Member of Parliament for Laval
- In office 2004–2011
- Preceded by: Madeleine Dalphond-Guiral
- Succeeded by: José Nunez-Melo

Personal details
- Born: January 15, 1950 Montreal, Quebec, Canada
- Died: July 3, 2023 (aged 73)
- Party: Bloc Québécois
- Profession: health services administrator

= Nicole Demers =

Canadian politician (1950–2023)

Nicole Demers (January 15, 1950 - July 3, 2023) was a Canadian politician who served as the Member of Parliament (MP) for the riding of Laval from 2004 to 2011. She served as a member of the Bloc Québécois (BQ).

== Biography ==
Demers was born in Montreal, Quebec.
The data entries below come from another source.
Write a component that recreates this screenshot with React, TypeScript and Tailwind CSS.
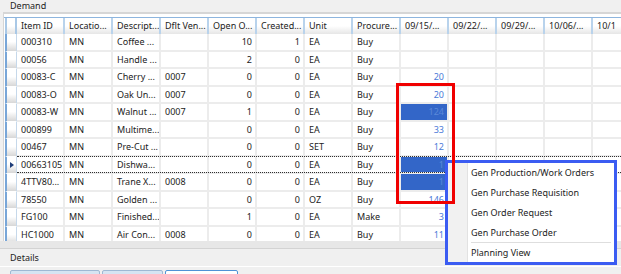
const columns = [
  "Item ID",
  "Locatio...",
  "Descript...",
  "Dflt Ven...",
  "Open O...",
  "Created...",
  "Unit",
  "Procure...",
  "09/15/...",
  "09/22/...",
  "09/29/...",
  "10/06/...",
  "10/1",
];

type Row = {
  id: string;
  desc: string;
  vendor: string;
  open: string;
  created: string;
  unit: string;
  proc: string;
  wk1: string;
  picked?: boolean;
  current?: boolean;
};

const rows: Row[] = [
  { id: "000310", desc: "Coffee ...", vendor: "", open: "10", created: "1", unit: "EA", proc: "Buy", wk1: "" },
  { id: "00056", desc: "Handle ...", vendor: "", open: "2", created: "0", unit: "EA", proc: "Buy", wk1: "" },
  { id: "00083-C", desc: "Cherry ...", vendor: "0007", open: "0", created: "0", unit: "EA", proc: "Buy", wk1: "20" },
  { id: "00083-O", desc: "Oak Un...", vendor: "0007", open: "0", created: "0", unit: "EA", proc: "Buy", wk1: "20" },
  { id: "00083-W", desc: "Walnut ...", vendor: "0007", open: "1", created: "0", unit: "EA", proc: "Buy", wk1: "124", picked: true },
  { id: "000899", desc: "Multime...", vendor: "", open: "0", created: "0", unit: "EA", proc: "Buy", wk1: "33" },
  { id: "00467", desc: "Pre-Cut ...", vendor: "", open: "0", created: "0", unit: "SET", proc: "Buy", wk1: "12" },
  { id: "00663105", desc: "Dishwa...", vendor: "", open: "0", created: "0", unit: "EA", proc: "Buy", wk1: "1", picked: true, current: true },
  { id: "4TTV80...", desc: "Trane X...", vendor: "0008", open: "0", created: "0", unit: "EA", proc: "Buy", wk1: "1", picked: true },
  { id: "78550", desc: "Golden ...", vendor: "", open: "0", created: "0", unit: "OZ", proc: "Buy", wk1: "146" },
  { id: "FG100", desc: "Finished...", vendor: "", open: "1", created: "0", unit: "EA", proc: "Make", wk1: "3" },
  { id: "HC1000", desc: "Air Con...", vendor: "0008", open: "0", created: "0", unit: "EA", proc: "Buy", wk1: "11" },
];

const menuItems = [
  "Gen Production/Work Orders",
  "Gen Purchase Requisition",
  "Gen Order Request",
  "Gen Purchase Order",
];

const Cell = ({ children, right }: { children?: React.ReactNode; right?: boolean }) => (
  <div
    className={
      "w-[48px] shrink-0 h-full flex items-center px-[4px] border-r-2 border-b-2 border-[#ececec] whitespace-nowrap overflow-hidden " +
      (right ? "justify-end pr-[3px]" : "")
    }
  >
    {children}
  </div>
);

const RowHead = ({ current }: { current?: boolean }) => (
  <div className="w-[12px] ml-[1px] shrink-0 h-full flex items-center border-l-2 border-[#78a6d8] border-r border-b border-r-[#c6d8ea] border-b-white bg-linear-to-b from-white from-45% to-[#d7d7d7]">
    {current && (
      <span className="ml-[3px] w-0 h-0 border-l-[4px] border-l-[#1d3c78] border-y-[3px] border-y-transparent" />
    )}
  </div>
);

export default function App() {
  return (
    <div className="relative w-[621px] h-[274px] overflow-hidden bg-[#f0f0f0] text-[9px] text-[#222] font-['Noto_Sans',sans-serif]">
      <div className="h-[12px] pl-[10px] leading-[12px]">Demand</div>

      <div className="h-[229px] ml-[3px] border-t-2 border-l border-[#d6d6d6] bg-white pt-[3px] overflow-hidden">
        {/* column headers */}
        <div className="flex h-[17px] w-max border-t border-[#8db5de]">
          <div className="w-[12px] ml-[1px] shrink-0 h-full border-l-2 border-r-2 border-[#a9c8e6] bg-linear-to-b from-white from-50% to-[#e2e2e2]" />
          {columns.map((c) => (
            <div
              key={c}
              className="w-[48px] shrink-0 h-full flex items-center px-[4px] border-r-2 border-[#b9d3ec] bg-linear-to-b from-white from-50% to-[#e6e6e6] whitespace-nowrap overflow-hidden"
            >
              {c}
            </div>
          ))}
        </div>

        {/* rows */}
        {rows.map((r) => (
          <div key={r.id} className="relative flex h-[17.55px] w-max">
            <RowHead current={r.current} />
            <Cell>{r.id}</Cell>
            <Cell>MN</Cell>
            <Cell>{r.desc}</Cell>
            <Cell>{r.vendor}</Cell>
            <Cell right>{r.open}</Cell>
            <Cell right>{r.created}</Cell>
            <Cell>{r.unit}</Cell>
            <Cell>{r.proc}</Cell>
            <div className="w-[48px] shrink-0 h-full border-r-2 border-b-2 border-[#ececec]">
              <div
                className={
                  "h-full flex items-center justify-end pr-[3px] " +
                  (r.picked ? "bg-[#3366c8] text-[#5b89d9]" : "text-[#4a7ad8]")
                }
              >
                {r.wk1}
              </div>
            </div>
            <Cell />
            <Cell />
            <Cell />
            <Cell />
            {r.current && (
              <span className="pointer-events-none absolute left-[13px] right-0 top-[-1px] bottom-[1px] border-y border-dotted border-[#303030]" />
            )}
          </div>
        ))}
      </div>

      <div className="h-[8px] bg-[#e7e7e7] border-b border-[#d3d3d3]" />
      <div className="h-[17px] pl-[10px] flex items-center">Details</div>
      <div className="h-px bg-white" />
      <div className="flex items-end gap-[2px] pl-[10px] pt-[3px]">
        <div className="w-[90px] h-[6px] border border-[#9fb8d3] rounded-t-[2px] bg-[#d6e4f2]" />
        <div className="w-[61px] h-[6px] border border-[#9fb8d3] rounded-t-[2px] bg-[#d6e4f2]" />
        <div className="w-[73px] h-[6px] border border-[#4f93d6] rounded-t-[2px] bg-white" />
      </div>

      {/* context menu with highlight frame */}
      <div className="absolute left-[445px] top-[160px] w-[172px] h-[105px] border-[3px] border-[#3b5cf2] bg-white flex">
        <div className="w-[20px] shrink-0 bg-[#f1f1f1] border-r border-[#e2e2e2]" />
        <div className="flex-1 flex flex-col pl-[3px] pr-[3px]">
          {menuItems.map((m) => (
            <div key={m} className="h-[20px] flex items-center whitespace-nowrap">
              {m}
            </div>
          ))}
          <div className="h-[2px] border-t border-[#dedede] border-b border-b-white" />
          <div className="h-[18px] flex items-center">Planning View</div>
        </div>
      </div>

      {/* red highlight frame */}
      <div className="pointer-events-none absolute left-[396px] top-[83px] w-[59px] h-[121px] border-[3px] border-[#f00000]" />
    </div>
  );
}
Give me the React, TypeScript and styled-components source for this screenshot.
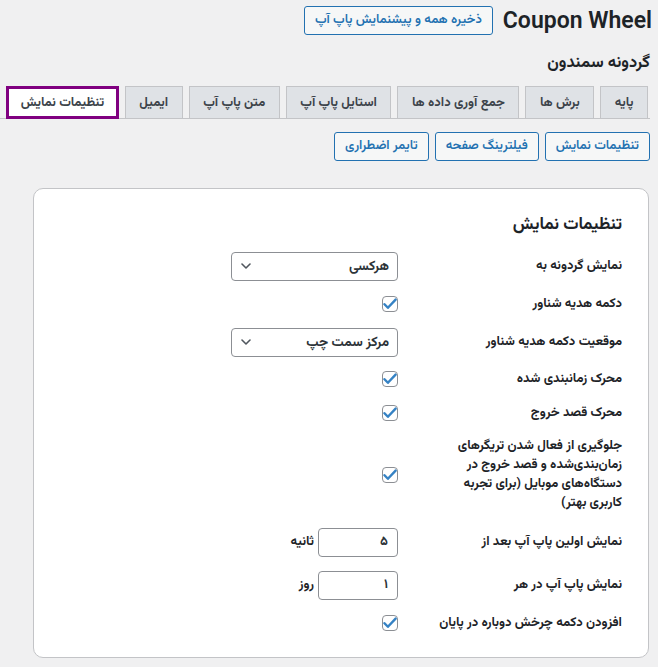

An administrator of health services and a restaurant owner, Demers was first elected into the House of Commons of Canada in the 2004 Canadian federal election. She was the Bloc Québécois candidate in the riding of Laval and she defeated Liberal Pierre Lafleur by nearly 7,000 votes. She was the Bloc's critic to Families and Caregivers from August 6, 2004, to February 9, 2006, and Bloc's critic for Seniors until 2011. However, she was defeated in the 2011 election by NDP's José Nunez-Melo.

Demers died on July 3, 2024, at the age of 73.